The Palestinian Authority said in a statement, “Palestine welcomes this step as a long overdue step to move the process forward towards an investigation, after nearly five long and difficult years of preliminary examination.”

Netanyahu, on the other hand, said, “The court has no jurisdiction in this case. The ICC only has jurisdiction over petitions submitted by sovereign states. But there has never been a Palestinian state. The ICC prosecutor’s decision has turned the International Criminal Court into a political tool to delegitimize the State of Israel. The prosecutor has completely ignored the legal arguments we presented to her.”

“She has also completely ignored history and the truth when she says that the very act of Jews living in their ancestral homeland, the land of the Bible, that this a war crime,” he added. “We will not be silent. We will not bow our heads before this outrage. We will continue to speak out against this travesty of justice.”

“This is a dark day for truth and justice,” the Israeli leader declared. “It is a baseless and outrageous decision.”

The ICC has the authority to hear cases of war crimes, genocide and crimes against humanity committed on the territories of the 123 countries that have signed up to it. Israel has not joined the court, but the Palestinian Authority — which exercises limited self-rule in large parts of the West Bank — has done so.

The ICC prosecutors said in December that a preliminary investigation on the West Bank had focused on “reported settlement-related activities engaged in by Israeli authorities.”

The prosecutor’s office has also looked into allegations of Israeli violations in Gaza and that Palestinian security services in the West Bank have committed torture and that Palestinian governing entities paid families of Palestinians involved in attacks on Israelis.

Israeli Ambassador to the UN Danny Danon stated, “The prosecutor’s decision in the International Criminal Court reflects the anti-Israeli tendency rooted in The Hague; the institution is becoming nothing more than another partisan political tool to wield against the Jewish state. This decision exposes the ICC’s desire to follow political considerations, not legal ones; Israel has legal and historical rights in the Land of Israel, which no court can change.”

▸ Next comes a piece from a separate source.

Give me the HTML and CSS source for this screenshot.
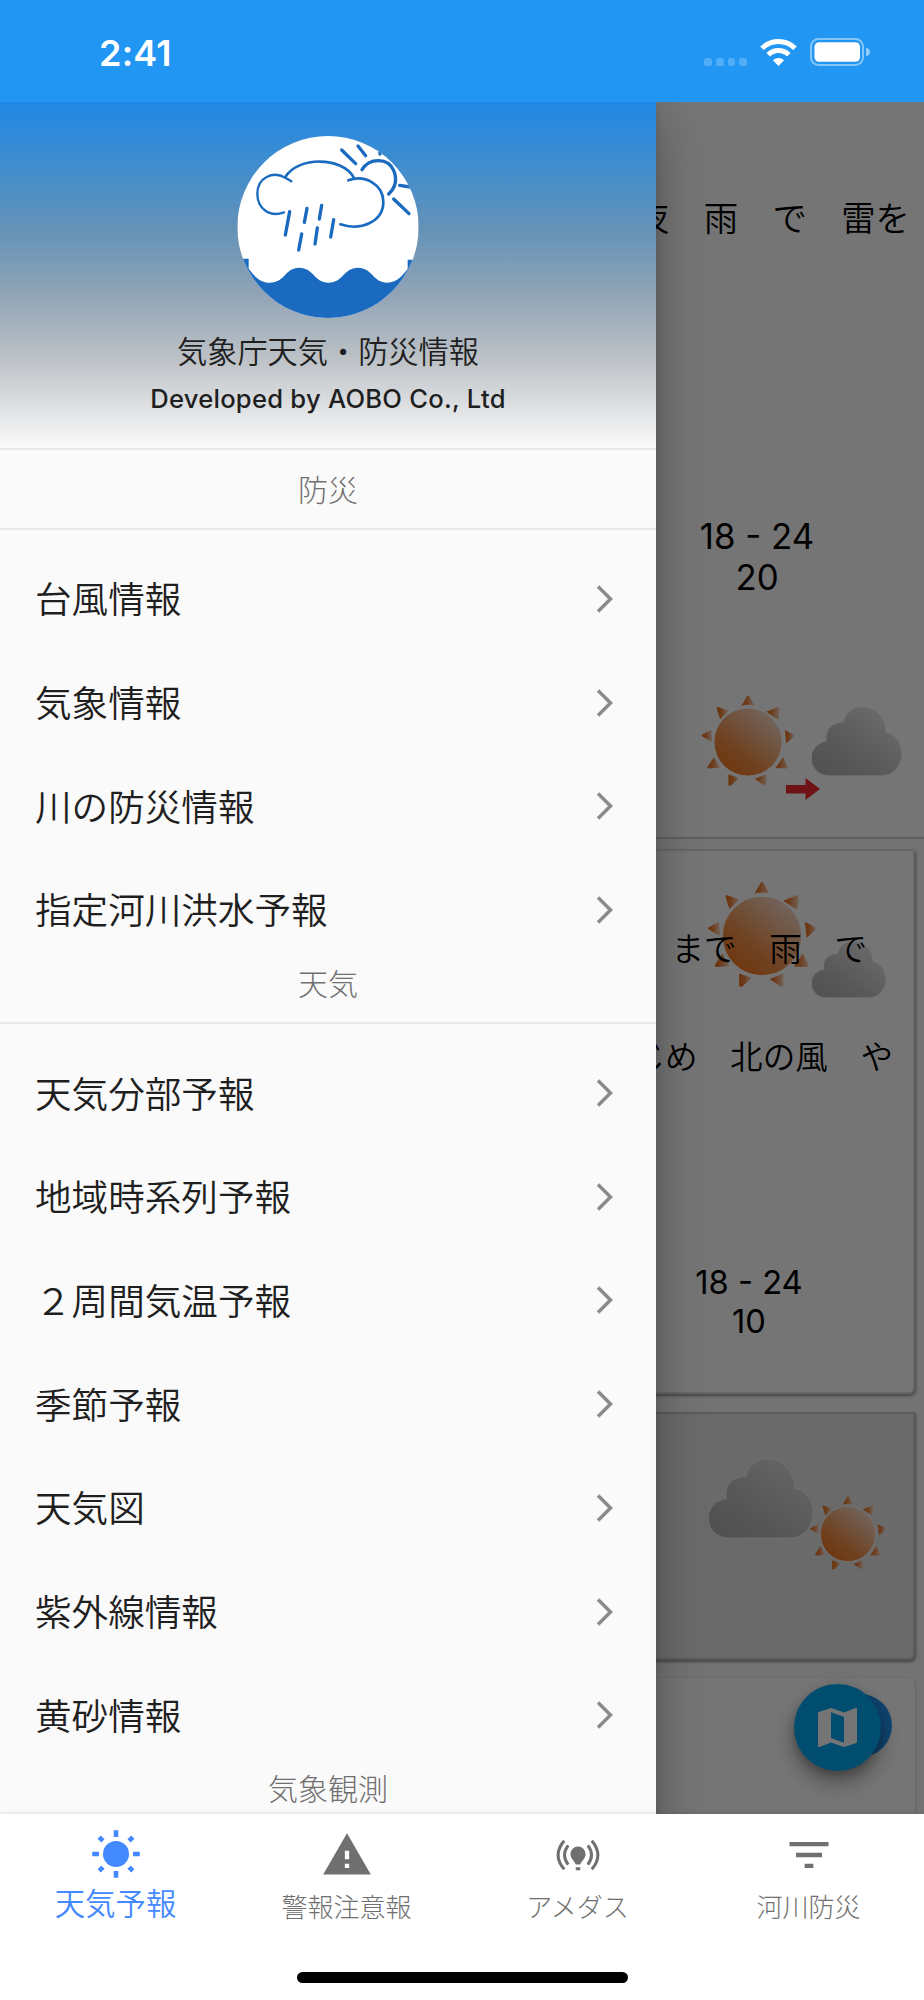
FILE: index.html
```html
<!DOCTYPE html>
<html lang="ja">
<head>
<meta charset="utf-8">
<title>気象庁天気・防災情報</title>
<link rel="stylesheet" href="styles.css">
</head>
<body>
<svg class="defs" width="0" height="0" aria-hidden="true">
  <defs>
    <linearGradient id="sunFill" x1="0.15" y1="0.95" x2="0.85" y2="0.1">
      <stop offset="0" stop-color="#f0761c"/>
      <stop offset="0.35" stop-color="#f39049"/>
      <stop offset="1" stop-color="#f8dccb"/>
    </linearGradient>
    <linearGradient id="rayFill" x1="0" y1="0" x2="1" y2="0">
      <stop offset="0" stop-color="#e86c14"/>
      <stop offset="0.4" stop-color="#ee843c"/>
      <stop offset="1" stop-color="#f8d8c4"/>
    </linearGradient>
    <linearGradient id="cloudFill" x1="0.1" y1="0.9" x2="0.85" y2="0.1">
      <stop offset="0" stop-color="#b4b4b4"/>
      <stop offset="0.3" stop-color="#bebebe"/>
      <stop offset="1" stop-color="#e8e8e8"/>
    </linearGradient>
    <linearGradient id="cloudFillDark" x1="0.1" y1="0.9" x2="0.85" y2="0.1">
      <stop offset="0" stop-color="#b2b2b2"/>
      <stop offset="0.3" stop-color="#bababa"/>
      <stop offset="1" stop-color="#dcdcdc"/>
    </linearGradient>
    <symbol id="sun" viewBox="-51.500 -51.500 103 103">
      <circle r="36.500" fill="url(#sunFill)" stroke="#fff" stroke-width="1"/>
      <g fill="url(#rayFill)">
        <path d="M-6.9-39L-1.2-49Q0-50.6 1.2-49L6.9-39Q0-41 -6.9-39Z"/>
        <path d="M19.500-32.5L32-37.5Q34-38 34-36.500L32.500-24Z"/>
        <path d="M39.5-13L49-8Q50.500-7 49-5.500L41 1.500Z"/>
        <path d="M37.500 16L43 27Q43 28.500 41 28.500L29.500 28Z"/>
        <path d="M7 39.500L19.500 34.500L20 45Q19.500 47.500 17.500 46.500Z"/>
        <path d="M-21 34.500L-9.500 38.500L-18 46.500Q-20.500 47.500-21 45.500Z"/>
        <path d="M-36.500 16L-30 27.500L-42 28.500Q-44 28-43 26Z"/>
        <path d="M-39.500-13L-38.500 0L-49-6Q-50.500-7-49-8Z"/>
        <path d="M-32-37.500L-21-33.500L-30-24.500L-33.500-36Q-33.500-38-32-37.500Z"/>
      </g>
    </symbol>
    <symbol id="cloud" viewBox="516 142 271 208">
      <path d="M569 348A51 51 0 0 1 561 246C554 216 572 188 612 189C615 163 637 144 667 144C707 144 738 175 737 220C765 222 785 250 785 282C785 320 760 348 725 348Z" fill="url(#cloudFill)" stroke="#dcdcdc" stroke-width="2"/>
    </symbol>
    <symbol id="cloudDark" viewBox="516 142 271 208">
      <path d="M569 348A51 51 0 0 1 561 246C554 216 572 188 612 189C615 163 637 144 667 144C707 144 738 175 737 220C765 222 785 250 785 282C785 320 760 348 725 348Z" fill="url(#cloudFillDark)" stroke="#f4f4f4" stroke-width="2.500"/>
    </symbol>
    <symbol id="chevron" viewBox="0 0 20 30">
      <path d="M3 2.500L15.500 15L3 27.500" fill="none" stroke="#8a8a8a" stroke-width="3.500"/>
    </symbol>
  </defs>
</svg>

<div class="phone">
  <header class="status-bar">
    <span class="clock">2:41</span>
    <span class="status-icons">
      <span class="signal"><i></i><i></i><i></i><i></i></span>
      <svg class="wifi" viewBox="0 0 37 27">
        <path d="M2 9.300A23.500 23.500 0 0 1 35 9.300" fill="none" stroke="#fff" stroke-width="5"/>
        <path d="M8.200 15.700A14.500 14.500 0 0 1 28.800 15.700" fill="none" stroke="#fff" stroke-width="5"/>
        <path d="M18.500 27L12.900 21.200A8 8 0 0 1 24.100 21.200Z" fill="#fff"/>
      </svg>
      <svg class="battery" viewBox="0 0 60 28">
        <rect x="1" y="1" width="52" height="26" rx="7.500" fill="none" stroke="#fff" stroke-opacity=".45" stroke-width="2"/>
        <rect x="4.500" y="4.300" width="45.500" height="19.400" rx="4.500" fill="#fff"/>
        <path d="M56 9.500Q60 11 60 14T56 18.500Z" fill="#fff" fill-opacity=".5"/>
      </svg>
    </span>
  </header>

  <main class="stage">
    <section class="forecast">
      <article class="card card-today">
        <p class="line">夜　雨　で　雷を</p>
        <div class="rain"><span>18 - 24</span><span>20</span></div>
        <div class="icons">
          <svg class="sun-today"><use href="#sun"/></svg>
          <svg class="cloud-today"><use href="#cloud"/></svg>
          <svg class="arrow" viewBox="0 0 34 22"><path d="M0 7H19.500V0L34 11L19.500 22V15.500H0Z" fill="#f0282e"/></svg>
        </div>
      </article>
      <article class="card card-tomorrow">
        <svg class="sun-tomorrow"><use href="#sun"/></svg>
        <svg class="cloud-tomorrow"><use href="#cloud"/></svg>
        <p class="line">まで　雨　で</p>
        <p class="line wind">じめ　北の風　や</p>
        <div class="rain"><span>18 - 24</span><span>10</span></div>
      </article>
      <article class="card card-after">
        <div class="icons">
          <svg class="cloud-after"><use href="#cloudDark"/></svg>
          <svg class="sun-after"><use href="#sun"/></svg>
        </div>
      </article>
      <article class="card card-next"></article>
      <span class="fab fab-back"></span>
      <span class="fab fab-map">
        <svg viewBox="3 3 18 18"><path d="M20.500 3l-.16.03L15 5.100 9 3 3.360 4.900c-.21.07-.36.25-.36.48V20.500c0 .28.22.5.5.5l.16-.03L9 18.900l6 2.100 5.640-1.900c.21-.07.36-.25.36-.48V3.500c0-.28-.22-.5-.5-.5zM15 19l-6-2.110V5l6 2.110V19z" fill="#fff"/></svg>
      </span>
    </section>
    <div class="scrim"></div>

    <aside class="drawer">
      <div class="drawer-head">
        <svg class="logo" viewBox="53 48 544 546">
          <defs><clipPath id="disc"><ellipse cx="325" cy="321" rx="272" ry="273"/></clipPath></defs>
          <g clip-path="url(#disc)">
            <rect x="53" y="48" width="544" height="546" fill="#fff"/>
            <path d="M53 416H87V446C105 470 122 488 150 488C196 488 196 443 238 443C282 443 284 488 327 488C370 488 372 443 415 443C458 443 460 488 503 488C530 488 548 468 564 447V419H597V594H53Z" fill="#1a6abf"/>
            <g fill="none" stroke="#1a6abf" stroke-linecap="round">
              <path d="M193 277C149 294 113 264 113 221C113 172 160 152 197 173L215 184" stroke-width="7"/>
              <path d="M197 171C235 109 366 109 402 172" stroke-width="8"/>
              <path d="M386 181C436 163 491 193 491 246C491 304 425 334 362 313" stroke-width="8"/>
              <path d="M427 149C450 112 505 113 522 151C533 178 527 203 507 222" stroke-width="10"/>
              <path d="M366 90L408 131M415 78L438 107M540 196L572 201M522 237L568 281M481 97V102" stroke-width="10"/>
              <path d="M210 275L197 345M262 265L254 307M306 256L299 297M246 342L237 390M293 324L286 372M342 299L333 351" stroke-width="10"/>
            </g>
          </g>
        </svg>
        <h1 class="app-name">気象庁天気・防災情報</h1>
        <p class="developer">Developed by AOBO Co., Ltd</p>
      </div>

      <h2 class="group first">防災</h2>
      <ul class="menu">
        <li><span>台風情報</span><svg><use href="#chevron"/></svg></li>
        <li><span>気象情報</span><svg><use href="#chevron"/></svg></li>
        <li><span>川の防災情報</span><svg><use href="#chevron"/></svg></li>
        <li><span>指定河川洪水予報</span><svg><use href="#chevron"/></svg></li>
      </ul>
      <h2 class="group">天気</h2>
      <ul class="menu">
        <li><span>天気分部予報</span><svg><use href="#chevron"/></svg></li>
        <li><span>地域時系列予報</span><svg><use href="#chevron"/></svg></li>
        <li><span>２周間気温予報</span><svg><use href="#chevron"/></svg></li>
        <li><span>季節予報</span><svg><use href="#chevron"/></svg></li>
        <li><span>天気図</span><svg><use href="#chevron"/></svg></li>
        <li><span>紫外線情報</span><svg><use href="#chevron"/></svg></li>
        <li><span>黄砂情報</span><svg><use href="#chevron"/></svg></li>
      </ul>
      <h2 class="group">気象観測</h2>
    </aside>
  </main>

  <nav class="tabs">
    <a class="tab active">
      <svg viewBox="-26 -26 52 52" fill="currentColor">
        <circle r="13"/>
        <path d="M-2.300-23.800H2.300V-17H-2.300ZM-2.300 17H2.300V23.800H-2.300ZM-23.800-2.300H-17V2.300H-23.800ZM17-2.300H23.800V2.300H17Z"/>
        <path transform="rotate(45)" d="M-2.300-23.800H2.300V-18.500H-2.300ZM-2.300 18.500H2.300V23.800H-2.300ZM-23.800-2.300H-18.500V2.300H-23.800ZM18.500-2.300H23.800V2.300H18.500Z"/>
      </svg>
      <span>天気予報</span>
    </a>
    <a class="tab">
      <svg viewBox="0 0 24 24" fill="currentColor"><path d="M1 21h22L12 2 1 21zm12-3h-2v-2h2v2zm0-4h-2v-4h2v4z"/></svg>
      <span>警報注意報</span>
    </a>
    <a class="tab">
      <svg viewBox="-26 -26 52 52" fill="none" stroke="currentColor" stroke-width="3">
        <path d="M-13.800-14.300Q-26 0-13.800 14.300M13.800-14.300Q26 0 13.800 14.300M-9.800-9.600Q-17.200 0-9.800 9.600M9.800-9.600Q17.200 0 9.800 9.600"/>
        <path d="M-2.200 9.500C-3.500 6-7.600 3.500-7.600-1A7.600 7.600 0 0 1 7.600-1C7.600 3.500 3.500 6 2.200 9.500ZM-2.200 12.200H2.200V15.300H-2.200Z" fill="currentColor" stroke="none"/>
      </svg>
      <span>アメダス</span>
    </a>
    <a class="tab">
      <svg viewBox="0 0 24 24" fill="currentColor"><path d="M10 18h4v-2h-4v2zM3 6v2h18V6H3zm3 7h12v-2H6v2z"/></svg>
      <span>河川防災</span>
    </a>
    <span class="home-indicator"></span>
  </nav>
</div>
</body>
</html>
```

FILE: styles.css
```css
* { box-sizing: border-box; margin: 0; padding: 0; }

body {
  font-family: Inter, "Noto Sans CJK JP", sans-serif;
  font-weight: 350;
  color: #1f1f1f;
  background: #fff;
}

svg { display: block; flex: none; overflow: visible; }
.defs { position: absolute; }

.phone {
  display: flex;
  flex-direction: column;
  width: 924px;
  height: 2000px;
  overflow: hidden;
}

/* Status bar */
.status-bar {
  display: flex;
  justify-content: space-between;
  align-items: flex-start;
  height: 102px;
  padding: 38px 54px 0 99px;
  background: #2196f3;
  color: #fff;
}
.clock { font-size: 36px; font-weight: 600; line-height: 30px; letter-spacing: .2px; }
.status-icons { display: flex; align-items: flex-start; }
.signal { display: flex; gap: 4px; margin: 20px 13px 0 0; }
.signal i { width: 7.700px; height: 7.500px; border-radius: 2.500px; background: rgba(255, 255, 255, .22); }
.wifi { width: 37px; height: 27px; margin: 1px 13px 0 0; }
.battery { width: 60px; height: 28px; }

/* Forecast page behind the drawer */
.stage { position: relative; height: 1712px; overflow: hidden; }
.forecast {
  position: relative;
  display: flex;
  flex-direction: column;
  height: 1712px;
  background: #fafafa;
  color: #000;
}
.card { display: flex; flex-direction: column; align-items: flex-end; flex: none; background: #fff; }
.line { line-height: 44px; white-space: pre; }
.rain { display: flex; flex-direction: column; align-items: center; width: 200px; font-weight: 400; }
.icons { position: relative; display: flex; align-items: flex-start; }

.card-today { height: 737px; padding-top: 95px; border-bottom: 2px solid #cfcfcf; font-size: 34.400px; }
.card-today .line { padding-right: 14px; }
.card-today .rain { margin: 275px 67px 97px 0; font-size: 34.800px; line-height: 40.700px; }
.card-today .icons { gap: 16px; padding-right: 22px; }
.sun-today { width: 96px; height: 96px; }
.cloud-today { width: 90px; height: 69px; margin-top: 13px; }
.arrow { position: absolute; left: 86px; top: 84px; width: 34px; height: 22px; }

.card-tomorrow {
  position: relative;
  height: 545px;
  margin: 10px 9px 0 0;
  padding-top: 76px;
  border: 2px solid #dedede;
  border-radius: 0 2px 6px 0;
  box-shadow: 1px 2px 3px rgba(0, 0, 0, .4);
  font-size: 32.600px;
}
.card-tomorrow .line { position: relative; padding-right: 46px; }
.card-tomorrow .wind { margin-top: 64px; padding-right: 20px; }
.card-tomorrow .rain { margin: 184px 64px 0 0; font-size: 32.700px; line-height: 38.700px; }
.sun-tomorrow { position: absolute; left: 704px; top: 29px; width: 112px; height: 112px; }
.cloud-tomorrow { position: absolute; left: 810px; top: 90px; width: 74px; height: 57px; }

.card-after {
  height: 248px;
  margin: 18px 9px 0 0;
  padding: 44px 26px 0 0;
  background: #e6e6e6;
  border: 2px solid #c6c6c6;
  border-radius: 0 0 6px 0;
  box-shadow: 1px 2px 3px rgba(0, 0, 0, .4);
}
.cloud-after { width: 105px; height: 81px; }
.sun-after { width: 78px; height: 78px; margin: 37px 0 0 -5px; }

.card-next {
  height: 200px;
  margin: 18px 9px 0 0;
  border-radius: 0 8px 8px 0;
  box-shadow: 1px 0 2px rgba(0, 0, 0, .12);
}

.fab { position: absolute; border-radius: 50%; }
.fab-back { left: 829px; top: 1592px; width: 63px; height: 63px; background: #2196f3; }
.fab-map {
  display: flex;
  align-items: center;
  justify-content: center;
  left: 794px;
  top: 1582px;
  width: 87px;
  height: 87px;
  background: #03a9f4;
  box-shadow: 0 11px 22px rgba(0, 0, 0, .35), 0 4px 10px rgba(0, 0, 0, .2);
}
.fab-map svg { width: 39px; height: 39px; }

.scrim { position: absolute; inset: 0; background: rgba(0, 0, 0, .54); }

/* Navigation drawer */
.drawer {
  position: absolute;
  left: 0;
  top: 0;
  width: 656px;
  height: 1760px;
  background: #fafafa;
  box-shadow: 0 20px 46px rgba(0, 0, 0, .3), 0 0 8px rgba(0, 0, 0, .1);
}
.drawer-head {
  display: flex;
  flex-direction: column;
  align-items: center;
  height: 348px;
  padding-top: 34px;
  border-bottom: 2px solid #e8e8e8;
  background: linear-gradient(#1e88e5 0%, #6292b8 36%, #8da2b5 54%, #bcc1c6 74%, #fafafa 100%);
}
.logo { width: 182px; height: 182px; }
.app-name { margin-top: 12px; font-size: 30.200px; font-weight: 350; line-height: 44px; }
.developer { margin-top: 9px; font-size: 25.600px; font-weight: 500; line-height: 32px; letter-spacing: .25px; }

.group {
  height: 61.500px;
  border-bottom: 2px solid #e8e8e8;
  font-size: 30px;
  font-weight: 300;
  line-height: 42px;
  text-align: center;
  color: #707070;
}
.group.first { height: 80px; padding-top: 19px; }

.menu { padding-top: 18px; list-style: none; }
.menu li {
  display: flex;
  align-items: center;
  justify-content: space-between;
  height: 103.700px;
  padding: 0 41px 2px 35px;
  font-size: 36.600px;
}
.menu li span { padding-bottom: 2px; }
.menu svg { width: 20px; height: 30px; }

/* Bottom navigation */
.tabs {
  position: relative;
  display: grid;
  grid-template-columns: repeat(4, 1fr);
  height: 186px;
  background: #fff;
  box-shadow: 0 0 5px rgba(0, 0, 0, .15);
}
.tab { display: flex; flex-direction: column; align-items: center; padding-top: 15px; color: #707070; font-size: 26px; font-weight: 300; }
.tab svg { width: 52px; height: 52px; }
.tab span { margin-top: 7px; line-height: 40px; white-space: nowrap; }
.tab.active { padding-top: 14px; color: #448aff; font-size: 30.400px; font-weight: 350; }
.tab.active span { margin-top: 4px; }
.home-indicator {
  position: absolute;
  left: 297px;
  top: 158px;
  width: 331px;
  height: 11px;
  border-radius: 6px;
  background: #000;
}
```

“This only serves to reward the Palestinian campaign to curry international favor instead of negotiating directly with Israel,” he went on to say. “It will not advance the cause of peace, but, instead, undermines the very institutions that are designed to promote international peace and security.”

Yair Lapid, a co-founder of Israel’s centrist Blue and White party, tweeted, “The ICC prosecutor has caved in to Palestinian lies and hatred. As a former member of the Security Cabinet and member of the Knesset Foreign Affairs and Defense Committee, I can testify that the IDF does more than any army in history to prevent civilian causalities.”

Arthur Stark, chairman, and Malcolm Hoenlein, executive vice chairman and CEO of the Conference of Presidents of Major American Jewish Organizations, said, “We reject in the strongest terms the baseless assertion of jurisdiction by the International Criminal Court (ICC) prosecutor, Fatou Bensouda, in any case brought by the Palestinian Authority. This is a prelude to yet another smear campaign against the Jewish state by an international body that seeks to impose itself into a situation well beyond its province.”

“As stated by Israel’s Attorney General Avichai Mandelblit, the ICC’s jurisdiction only permits its involvement in disputes between sovereign states” they continued. “According to the criteria established by international law and the ICC’s own founding Statute, it is demonstrably and irrefutably clear that the Palestinian Authority is not a sovereign state. To claim otherwise is a distortion of law and only serves to reduce the ICC’s legitimacy as an unbiased judicial forum.”

“The Palestinian Authority has further frustrated any prospect of peace by continuing to flout the agreed upon basis for negotiations. In appealing to the ICC, the PA is attempting to dictate a political end through judicial means and thereby avoid negotiations. The ICC being used in such a way betrays its purpose. This will not achieve progress toward a viable and lasting resolution to a conflict which can only be solved through direct political negotiations between the two sides,” Stark and Hoenlein concluded.